Capacity allocation for onshore and nearshore wind energy

PDP8 IP also seeks to allocate the significant increase in onshore and nearshore wind power forecast in PDP8 to be developed up to 2030, amounting to a total of 21,880MW. This capacity is allocated province by province, with a detailed list specifying the total capacity and expected COD for each project within the provinces in Table 9, Appendix III of PDP8 IP.

Notably, several provinces have been allocated substantial new capacity (ie more than 500MW), including:

  • Northern Region: Lang Son (1,444MW), Bac Giang (500MW);
  • North-Central Region: Ha Tinh (700MW), Quang Binh (878MW);
  • Central-Central Region: Quang Tri (1,129MW);
  • Central Highlands: Gia Lai (1,281MW), Dak Lak (947MW), Dak Nong (680MW);
  • South-Central Region: Ninh Thuan (554MW), Binh Thuan (613MW); and
  • Southern Region: Ben Tre (1,007MW), Tra Vinh (873MW), Soc Trang (1,502MW), Bac Lieu (741 MW) and Ca Mau (960 MW).

Remarkably, Southern Vietnam and the Central Highlands continue to demonstrate high wind power potential.

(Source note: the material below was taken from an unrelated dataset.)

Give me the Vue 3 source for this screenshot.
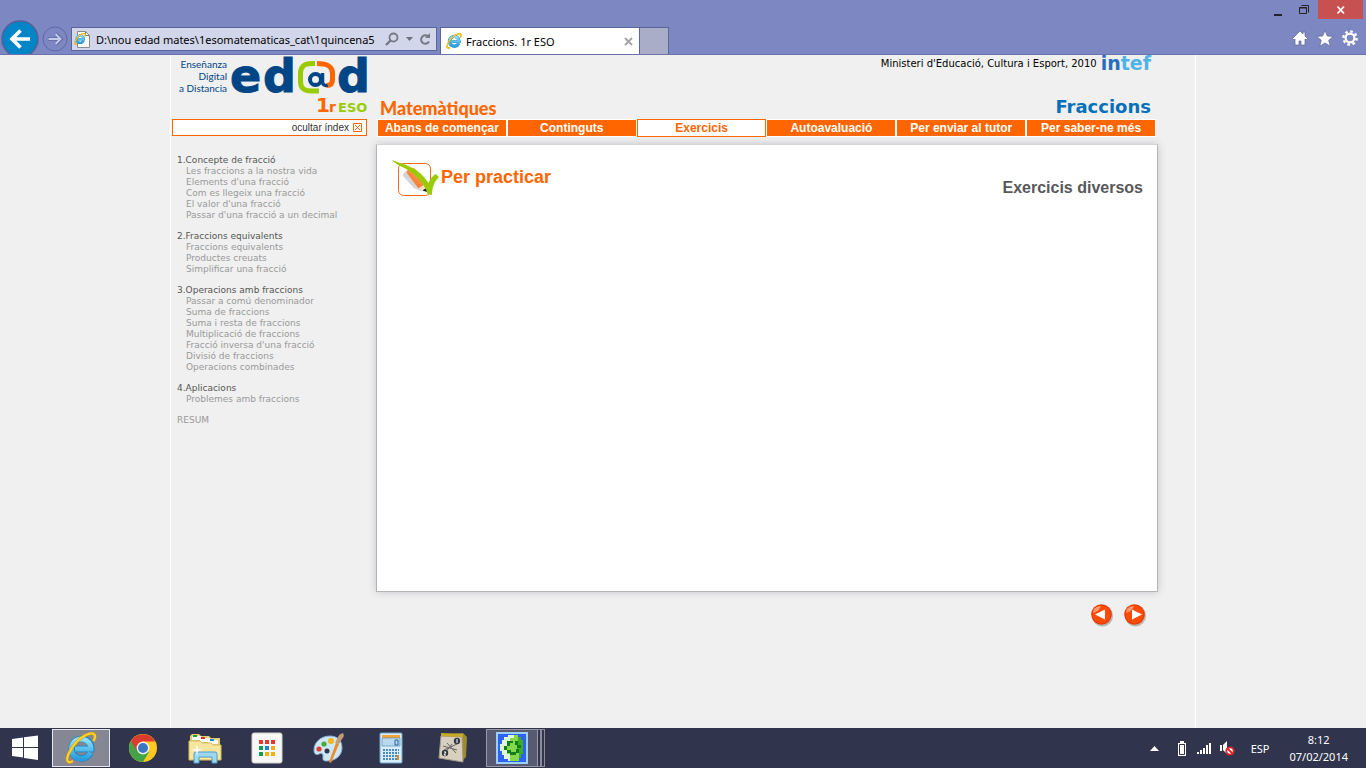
<script setup>
import { ref } from 'vue'

const address = ref('D:\\nou edad mates\\1esomatematicas_cat\\1quincena5')

const tabs = [
  'Abans de començar',
  'Continguts',
  'Exercicis',
  'Autoavaluació',
  'Per enviar al tutor',
  'Per saber-ne més',
]
const activeTab = ref('Exercicis')

const sections = [
  {
    title: '1.Concepte de fracció',
    items: [
      'Les fraccions a la nostra vida',
      "Elements d'una fracció",
      'Com es llegeix una fracció',
      "El valor d'una fracció",
      "Passar d'una fracció a un decimal",
    ],
  },
  {
    title: '2.Fraccions equivalents',
    items: ['Fraccions equivalents', 'Productes creuats', 'Simplificar una fracció'],
  },
  {
    title: '3.Operacions amb fraccions',
    items: [
      'Passar a comú denominador',
      'Suma de fraccions',
      'Suma i resta de fraccions',
      'Multiplicació de fraccions',
      "Fracció inversa d'una fracció",
      'Divisió de fraccions',
      'Operacions combinades',
    ],
  },
  { title: '4.Aplicacions', items: ['Problemes amb fraccions'] },
]

const storeDots = ['#e8392e', '#e8392e', '#e8392e', '#109d59', '#1a82e2', '#f7b10a', '#109d59', '#f7b10a', '#f7b10a']
</script>

<template>
  <div class="screen">
    <svg class="defs" aria-hidden="true">
      <defs>
        <linearGradient id="ieBlue" x1="0" y1="0" x2="0" y2="1">
          <stop offset="0" stop-color="#8fe0fb" /><stop offset="1" stop-color="#2a9fdd" />
        </linearGradient>
        <linearGradient id="pencil" x1="0" y1="1" x2="1" y2="0">
          <stop offset="0" stop-color="#f2590a" /><stop offset=".5" stop-color="#ff8f45" /><stop offset="1" stop-color="#ffd0a6" />
        </linearGradient>
        <symbol id="ie" viewBox="0 0 32 32">
          <path d="M25.5 20.5A9.8 9.8 0 1 1 26.3 17H10" fill="none" stroke="#1d83bf" stroke-width="6.400" />
          <path d="M25.3 20.5A9.8 9.8 0 1 1 26 17H10" fill="none" stroke="url(#ieBlue)" stroke-width="5" />
          <path d="M8 29C3 32 .5 29 3.500 22 8 12 17 3 25.500 1.500 30 .8 31.500 4 28.500 9" fill="none" stroke="#d89d00" stroke-width="3" />
          <path d="M8 29C3 32 .5 29 3.500 22 8 12 17 3 25.500 1.500 30 .8 31.500 4 28.500 9" fill="none" stroke="#ffd32b" stroke-width="2" />
        </symbol>
      </defs>
    </svg>

    <header class="chrome">
      <div class="caption">
        <button class="cap" aria-label="Minimitza"><svg width="10" height="12"><path d="M1 10h8v2H1z" fill="#222" /></svg></button>
        <button class="cap" aria-label="Restaura">
          <svg width="12" height="12" fill="none" stroke="#222"><path d="M1.500 3.500h7v6h-7zM1 4h8M3.500 1.500h7v7" /></svg>
        </button>
        <button class="cap close" aria-label="Tanca">
          <svg width="10" height="10"><path d="M1.500 1.500l6.500 7M8 1.500l-6.500 7" stroke="#fff" stroke-width="1.800" /></svg>
        </button>
      </div>
      <div class="toolbar">
        <button class="back" aria-label="Enrere">
          <svg width="38" height="38" viewBox="0 0 38 38">
            <circle cx="19" cy="19" r="18" fill="#0185c6" stroke="#565f97" stroke-width="1.500" />
            <path d="M11 19h18M19.500 10.500L11 19l8.500 8.500" fill="none" stroke="#fff" stroke-width="3.600" />
          </svg>
        </button>
        <button class="fwd" aria-label="Endavant">
          <svg width="26" height="26" viewBox="0 0 26 26">
            <circle cx="13" cy="13" r="12" fill="none" stroke="#5f68a4" />
            <path d="M6 13h13M13.500 7.500L19 13l-5.500 5.500" fill="none" stroke="#5f68a4" stroke-width="3.600" />
            <path d="M6.500 13h12M13.500 8L18.500 13l-5 5" fill="none" stroke="#c5cae8" stroke-width="2" />
          </svg>
        </button>
        <div class="address">
          <svg width="16" height="17" viewBox="0 0 16 17">
            <path d="M3.500 .5h8l4 4v12h-12z" fill="#fff" stroke="#8a8a8a" /><path d="M11.500 .5v4h4" fill="none" stroke="#777" />
            <use href="#ie" x="0" y="2" width="12" height="12" />
          </svg>
          <input v-model="address" aria-label="Adreça" />
          <button aria-label="Cerca">
            <svg width="14" height="14" viewBox="0 0 14 14" fill="none" stroke="#777987"><circle cx="8.500" cy="5.500" r="4" stroke-width="1.800" /><path d="M5.500 8.500L1 13" stroke-width="2.400" /></svg>
          </button>
          <button aria-label="Opcions de cerca"><svg width="8" height="5"><path d="M1 0h7L4.500 4z" fill="#6d6f7d" /></svg></button>
          <button aria-label="Actualitza">
            <svg width="12" height="13" viewBox="0 0 12 13"><path d="M9 3.300A4.200 4.200 0 1 0 10 8.500" fill="none" stroke="#777987" stroke-width="2" /><path d="M6 5h5V0z" fill="#777987" /></svg>
          </button>
        </div>
        <div class="tab">
          <svg width="16" height="16"><use href="#ie" /></svg>
          <span>Fraccions. 1r ESO</span>
          <button aria-label="Tanca la pestanya"><svg width="9" height="9"><path d="M1 1l7 7M8 1L1 8" stroke="#a5a5a5" stroke-width="2" /></svg></button>
        </div>
        <button class="newtab" aria-label="Pestanya nova"></button>
        <div class="tools">
          <button aria-label="Inici">
            <svg width="16" height="16" viewBox="0 0 16 16"><path d="M8 1L.5 8.500 2 10l1-1v6h4v-4h2v4h4V9l1 1 1.500-1.500-2.500-2.500V2h-2v2z" fill="#fff" stroke="#5b6497" stroke-width=".7" /></svg>
          </button>
          <button aria-label="Preferits">
            <svg width="18" height="17" viewBox="0 0 18 17"><path d="M9 .5l2.300 5.500 6 .4-4.600 3.900 1.600 6-5.300-3.400-5.300 3.400 1.600-6L.7 6.400l6-.4z" fill="#fff" stroke="#5b6497" stroke-width=".7" /></svg>
          </button>
          <button aria-label="Eines">
            <svg width="16" height="16" viewBox="0 0 16 16"><circle cx="8" cy="8" r="6.600" fill="none" stroke="#fff" stroke-width="2.400" stroke-dasharray="2.600 2.580" /><circle cx="8" cy="8" r="4.400" fill="none" stroke="#fff" stroke-width="2.200" /></svg>
          </button>
        </div>
      </div>
    </header>

    <div class="viewport">
      <div class="page">
        <aside class="side">
          <svg class="logo" viewBox="0 0 196 60" width="196" height="60" role="img" aria-label="Enseñanza Digital a Distancia, edad, 1r ESO">
            <g class="motto" text-anchor="end">
              <text x="55" y="13">Enseñanza</text><text x="55" y="25">Digital</text><text x="55" y="37">a Distancia</text>
            </g>
            <g class="word"><text x="58" y="37">e</text><text x="91" y="37">d</text><text x="165" y="37">d</text></g>
            <path d="M143 8.500h-3c-8 0-11.500 3-11.500 10v8c0 7 4 9.500 11.500 9.500h7" fill="none" stroke="#99cc00" stroke-width="5" />
            <path d="M145 8.500c11 0 15.500 3 15.500 10v6c0 4-2 6-6 6" fill="none" stroke="#ff6600" stroke-width="5" />
            <circle cx="143.500" cy="24.500" r="5.500" fill="none" stroke="#004586" stroke-width="4" />
            <path d="M150.500 18v9c0 3 3 4 5 3" fill="none" stroke="#004586" stroke-width="3.500" />
            <text class="one" x="144" y="57">1</text><text class="rr" x="157" y="57">r</text><text class="eso" x="166" y="57">ESO</text>
          </svg>
          <button class="hide">
            <span>ocultar índex</span>
            <svg width="9" height="9"><path d="M.5.5h8v8h-8zM2 2l5 5M7 2L2 7" fill="none" stroke="#f60" /></svg>
          </button>
          <nav class="index" aria-label="Índex">
            <section v-for="s in sections" :key="s.title">
              <h2>{{ s.title }}</h2>
              <ul><li v-for="i in s.items" :key="i"><a href="#">{{ i }}</a></li></ul>
            </section>
            <a href="#">RESUM</a>
          </nav>
        </aside>

        <main>
          <div class="credit">
            <span>Ministeri d'Educació, Cultura i Esport, 2010</span>
            <span class="intef"><b>in</b>tef</span>
          </div>
          <div class="titles"><span class="subject">Matemàtiques</span><h1>Fraccions</h1></div>
          <nav class="tabs" aria-label="Apartats">
            <a v-for="t in tabs" :key="t" href="#" :class="{ on: t === activeTab }" @click.prevent="activeTab = t">{{ t }}</a>
          </nav>
          <article class="panel">
            <svg width="48" height="38" viewBox="0 0 48 38">
              <rect x="6.500" y="3.500" width="32" height="32" rx="5" fill="#fff" stroke="#f26a1b" />
              <path d="M11 14l5-5 20 20-7 2-7-3-11-12z" fill="#d4d4d4" />
              <path d="M14.500 12.500q0-2 3-3l5-1.500L36 25l-9 4z" fill="url(#pencil)" />
              <path d="M26 28.500L35 23l2 10z" fill="#ffe2bd" /><path d="M30.500 30.500l4.500-3 2 5z" fill="#101038" />
              <path d="M0 0l8 3c14 4 22 10 28.500 20 1.500-4 4-7 7-9l3.500 3c-5 5-7 11-7 18l-4.500-1C34 27 27 17 16 10 10 6 4 5 0 0z" fill="#99cc00" />
            </svg>
            <h2>Per practicar</h2>
            <h3>Exercicis diversos</h3>
          </article>
          <div class="pager">
            <button v-for="d in ['prev', 'next']" :key="d" :aria-label="d === 'prev' ? 'Anterior' : 'Següent'">
              <svg width="24" height="24" viewBox="0 0 24 24">
                <circle cx="12.500" cy="13" r="10.500" fill="#b9b9b9" /><circle cx="11.500" cy="11.500" r="10.300" fill="#e63c00" /><circle cx="11.500" cy="11.500" r="9" fill="#ff4b08" />
                <path d="M3 10c0-5 4-7 8-7-2 4-4 6-8 7z" fill="#ff9a70" />
                <path :d="d === 'prev' ? 'M5 11.500l10-5v10z' : 'M19 11.500l-10-5v10z'" fill="#fff" />
              </svg>
            </button>
          </div>
        </main>
      </div>
    </div>

    <footer class="taskbar">
      <button class="start" aria-label="Inicia">
        <svg width="28" height="26" viewBox="0 0 28 26"><path d="M1 4l11-1.500V12H1zM13 2.300L27 .5V12H13zM1 13h11v9.500L1 21zM13 13h14v12l-14-2z" fill="#fff" /></svg>
      </button>
      <div class="apps">
        <button class="app current" aria-label="Internet Explorer"><svg width="32" height="32"><use href="#ie" /></svg></button>
        <button class="app" aria-label="Chrome">
          <svg width="30" height="30" viewBox="0 0 30 30">
            <circle cx="15" cy="15" r="14" fill="#fcca1f" /><path d="M15 15L2.900 8A14 14 0 0 0 15 29l6-10z" fill="#43a447" /><path d="M3 8A14 14 0 0 1 27.300 8.500H15L9 18z" fill="#dd3b2d" /><circle cx="15" cy="15" r="6.400" fill="#f5f5f5" /><circle cx="15" cy="15" r="5" fill="#3b78c3" />
          </svg>
        </button>
        <button class="app" aria-label="Explorador de fitxers">
          <svg width="34" height="32" viewBox="0 0 34 32">
            <path d="M2 28V4l2-2h7l2 2h8l2 2h9v22z" fill="#e6cc72" /><path d="M4 4h9v4H4zM12 6h10v4H12zM20 8h10v4H20z" fill="#fff" /><path d="M5 3h4v2H5z" fill="#1fa02b" /><path d="M13 5h4v2h-4z" fill="#d4352a" /><path d="M22 7h4v2h-4z" fill="#2188d6" />
            <path d="M1 9h11l2 2h9l2 2h8v15H1z" fill="#f7e6a0" stroke="#d7b95b" /><path d="M6 31V22q0-2 2-2h19q2 0 2 2v9h-5v-6H11v6z" fill="#9fd7ee" stroke="#4e9fc7" /><path d="M9 12l1 5 5 1-5 1-1 5-1-5-5-1 5-1z" fill="#fff" />
          </svg>
        </button>
        <button class="app" aria-label="Aplicacions">
          <svg width="32" height="32" viewBox="0 0 32 32"><rect x="1" y="1" width="30" height="30" rx="2" fill="#f7f7f7" stroke="#d2d2d2" /><rect v-for="(c, i) in storeDots" :key="i" :x="8 + (i % 3) * 6" :y="8 + Math.floor(i / 3) * 6" width="4" height="4" :fill="c" /></svg>
        </button>
        <button class="app" aria-label="Paint">
          <svg width="32" height="32" viewBox="0 0 32 32">
            <path d="M17 4C7 4 1 11 1 18c0 5 3 5 5 4s4-1 4 2-1 5 4 5c9 0 15-6 15-13 0-8-5-12-12-12z" fill="#cfe6f5" stroke="#7fb1d3" /><circle cx="6" cy="17" r="2.600" fill="#df3e32" /><circle cx="11" cy="12" r="2.600" fill="#46ad38" /><circle cx="18" cy="9" r="3" fill="#f5b51b" /><circle cx="14" cy="19" r="2.500" fill="#31364f" /><path d="M23 11l3 1-8 19-2-1z" fill="#ed8b28" /><path d="M22 11l3-6q1-3 5-4 2 3-1 6l-3 5z" fill="#c39a72" />
          </svg>
        </button>
        <button class="app" aria-label="Calculadora">
          <svg width="24" height="32" viewBox="0 0 24 32"><rect x="1" y="1" width="22" height="30" rx="1" fill="#d8edf9" stroke="#6fa6cc" /><path d="M3 3h18v3H3z" fill="#f3a23a" /><path d="M3 6h18v8H3z" fill="#b9d9ee" stroke="#5b8fb8" stroke-width=".7" /><path d="M16 8h3v5h-3z" fill="none" stroke="#27649b" /><path d="M4 18h16M4 21h16M4 24h16M4 27h16" stroke="#4b8cbd" stroke-width="2" stroke-dasharray="2 1" /><path d="M18 23h2v5h-2z" fill="#ed8b1d" /></svg>
        </button>
        <button class="app" aria-label="Visor">
          <svg width="32" height="32" viewBox="0 0 32 32"><path d="M6 2l20-1 4 4-1 20-5 5z" fill="#9d8b2c" /><path d="M4 4l21 1 1 25-24-4z" fill="#d7d0bf" stroke="#a39b87" /><path d="M4 1l22 1v3L4 4z" fill="#c7aa28" /><path d="M6 14l14 4M7 18l13-6M10 11l9 10M8 21l7-9" stroke="#666" fill="none" /><circle cx="20" cy="9" r="3.200" fill="#333941" /><circle cx="8" cy="21" r="3.200" fill="#333941" /><path d="M20 7v4M7 20h2l-2 3h2" stroke="#fff" fill="none" /></svg>
        </button>
        <button class="app stack" aria-label="Descartes">
          <svg width="32" height="32" viewBox="0 0 32 32"><path d="M0 0h32v32H0z" fill="#9bd0fb" /><path d="M2 2h28v28H2z" fill="#2f62f2" /><path d="M12 3h10v2h3v3h2v14h-2v4h-2v3H12v-2H8v-4H6v-4H4V12h2V8h2V5h4z" fill="#84d94a" /><path d="M12 3h6v3h-4v4h-3v12h3v7h-2v-2H8v-4H6v-4H4V12h2V8h2V5h4z" fill="#dff7d8" /><path d="M22 5h3v3h2v14h-2v4h-2v-8h-2V9h1z" fill="#3fae1c" /><path d="M11 9h6v2h-3v3h-3zM19 9h3v4h3v3h-4v-3h-2zM8 14h3v4H8zM11 18h4v2h5v-3h3v4h-3v2h-6v-2h-3z" fill="#117d1f" /></svg>
        </button>
      </div>
      <div class="tray">
        <button aria-label="Icones ocultes"><svg width="9" height="5"><path d="M0 5L4.500 0 9 5z" fill="#fff" /></svg></button>
        <svg class="battery" width="10" height="15" viewBox="0 0 10 15"><path d="M3 0h4v2h2v13H1V2h2z" fill="#fff" /><path d="M2.500 3.500h5v10h-5z" fill="#fff" stroke="#2f334a" /></svg>
        <svg class="signal" width="16" height="13" viewBox="0 0 16 13"><path d="M1 10h2v2H1zM4 8h2v4H4zM7 6h2v6H7zM10 3h2v9h-2zM13 1h2v11h-2z" fill="#fff" /></svg>
        <svg class="sound" width="16" height="15" viewBox="0 0 16 15"><path d="M1 4h2v6H1zM4 4l4-4v13l-4-4z" fill="#fff" /><circle cx="11" cy="10" r="3.700" fill="#fff" stroke="#e0232a" stroke-width="1.800" /><path d="M8.500 7.500l5 5" stroke="#e0232a" stroke-width="1.800" /></svg>
        <span class="lang">ESP</span>
        <div class="clock"><time>8:12</time><time>07/02/2014</time></div>
      </div>
    </footer>
  </div>
</template>

<style>
body { margin: 0; background: #f0f0f0; }
</style>

<style scoped>
* { box-sizing: border-box; }
button { margin: 0; padding: 0; border: 0; background: none; display: flex; align-items: center; justify-content: center; }
svg { display: block; flex: none; }
h1, h2, h3, ul { margin: 0; padding: 0; list-style: none; }
a { color: inherit; text-decoration: none; }
.screen { display: flex; flex-direction: column; min-height: 100vh; font-family: "Noto Sans", "Open Sans", sans-serif; }
.defs { position: absolute; width: 0; height: 0; }

.chrome { background: #7d88c3; border-bottom: 1px solid #6a73ab; height: 55px; overflow: hidden; }
.caption { display: flex; justify-content: flex-end; height: 20px; padding-right: 3px; }
.cap { width: 26px; height: 19px; }
.cap.close { width: 45px; background: #c75050; margin-left: 1px; }
.toolbar { display: flex; height: 34px; padding-left: 1px; }
.back { width: 38px; height: 38px; }
.fwd { width: 26px; height: 26px; margin: 6px 3px 0; }
.address { display: flex; align-items: center; gap: 6px; width: 366px; height: 24px; margin-top: 7px; padding: 0 5px 0 2px; background: #d2d6eb; border: 1px solid #5c6599; }
.address input { flex: 1; min-width: 0; border: 0; padding: 0; background: none; color: #000; font: 11px "Noto Sans", sans-serif; }
.tab { display: flex; align-items: center; gap: 4px; width: 200px; margin: 7px 0 0 3px; padding: 0 6px 0 5px; background: #fff; border: 1px solid #5c6599; border-bottom: 0; font-size: 11px; white-space: nowrap; }
.tab button { margin-left: auto; }
.newtab { width: 29px; margin-top: 7px; background: #a9adc7; border: 1px solid #5c6599; border-width: 1px 1px 0 0; }
.tools { display: flex; align-items: center; gap: 8px; margin-left: auto; padding: 2px 8px 0 0; }

.viewport { display: flex; flex: 1; background: #f0f0f0; }
.page { display: grid; grid-template-columns: 195px 1fr; gap: 9px; width: 100%; max-width: 1026px; margin: 0 auto; padding: 0 37px 0 1px; border: 1px solid #fff; border-width: 0 1px; }

.logo { overflow: visible; }
.motto { font: 10px Lato, sans-serif; fill: #004586; }
.word { font: bold 46px "DejaVu Sans", sans-serif; fill: #004586; stroke: #004586; }
.one { font: bold 20px "DejaVu Sans", sans-serif; fill: #f60; }
.rr { font: bold 14px "DejaVu Sans", sans-serif; fill: #f60; }
.eso { font: bold 13px "DejaVu Sans", sans-serif; fill: #9c0; }
.hide { justify-content: flex-end; gap: 4px; width: 100%; height: 17px; margin-top: 4px; padding-right: 4px; background: #fff; border: 1px solid #f60; color: #333; font: 10px "Liberation Sans", sans-serif; }
.index { display: flex; flex-direction: column; gap: 10px; margin-top: 19px; padding-left: 5px; color: #999; font: 9px/11px "DejaVu Sans", sans-serif; white-space: nowrap; }
.index h2 { font: inherit; color: #555; }
.index ul { padding-left: 9px; }

main { min-width: 0; display: flex; flex-direction: column; }
.credit { display: flex; justify-content: flex-end; gap: 4px; height: 17px; padding-right: 7px; color: #000; font: 10px/17px "DejaVu Sans", sans-serif; }
.intef { color: #4fb3e8; font: bold 19px/17px "DejaVu Sans", sans-serif; }
.intef b { color: #2a6ebb; }
.titles { display: flex; justify-content: space-between; align-items: flex-end; height: 47px; padding: 0 7px 0 4px; }
.subject { color: #f60; font: 900 18px/22px Lato, sans-serif; }
h1 { color: #0670b8; font: bold 18px/24px "DejaVu Sans", sans-serif; }
.tabs { display: grid; grid-template-columns: repeat(6, 1fr); height: 18px; padding: 0 2px 0 1px; }
.tabs a { display: block; border: 1px solid #fff; background: #f60; color: #fff; text-align: center; white-space: nowrap; font: bold 12px/16px "Liberation Sans", sans-serif; }
.tabs a.on { background: #fff; color: #f60; border-color: #f60; }
.panel { display: flex; align-items: flex-start; min-height: 448px; margin-top: 7px; padding: 15px 14px 0 15px; background: #fff; border: 1px solid #b4b4b4; border-top-color: #d6d6d6; box-shadow: 0 0 8px #c4c4cc; font-family: "Liberation Sans", sans-serif; }
.panel h2 { margin: 7px 0 0 1px; color: #f60; font-size: 18px; line-height: 20px; }
.panel h3 { margin: 18px 0 0 auto; color: #58585a; font-size: 16px; line-height: 20px; }
.pager { display: flex; justify-content: flex-end; gap: 9px; margin-top: 11px; padding-right: 11px; }

.taskbar { display: flex; height: 40px; background: #30344c; color: #fff; font-size: 12px; }
.start { width: 52px; padding-right: 2px; }
.apps { display: flex; gap: 4px; }
.app { width: 58px; height: 40px; }
.app.current { height: 38px; margin-top: 1px; background: #858795; border: 1px solid #e8e8ec; }
.app.stack { width: 52px; height: 38px; margin-top: 1px; padding-right: 1px; background: #575a70; border: 1px solid #9698a6; box-shadow: 3px 0 0 -1px #30344c, 4px 0 0 #8a8c9b, 7px 0 0 -1px #30344c, 7px 0 0 #8a8c9b; }
.tray { display: flex; align-items: center; margin-left: auto; padding-right: 18px; }
.battery { margin-left: 18px; }
.signal { margin-left: 9px; }
.sound { margin-left: 7px; }
.lang { margin-left: 16px; font-size: 11px; }
.clock { display: flex; flex-direction: column; align-items: center; margin-left: 20px; font-size: 11px; line-height: 17px; }
</style>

However, allocations to northern provinces such as Lang Son, Quang Binh or Quang Tri could unlock untapped wind potential in these areas, aligning with the Government's broader focus on ensuring intraregional power balance.

Expected new regulations and laws prepared by MOIT (2023-2025)

The MOIT is anticipated to prepare a series of new laws and regulations within the period 2023-2025, including:

  • Tariff framework for electricity importation from Laos;
  • Tariff framework for each type of electricity generation;
  • Regulations Encouraging Self-Consumption Rooftop Solar;
  • Amendments to Electricity Law and Law on Economical and Efficient Use of Energy;
  • Carbon Credit Market Development Mechanism; and
  • Regulations on direct power purchase agreements (DPPA).

These legislative initiatives reflect Vietnam's wider ambition towards enhancing sustainability in its energy sector, promoting economic efficiency, reducing carbon emissions and adapting to global climate change imperatives.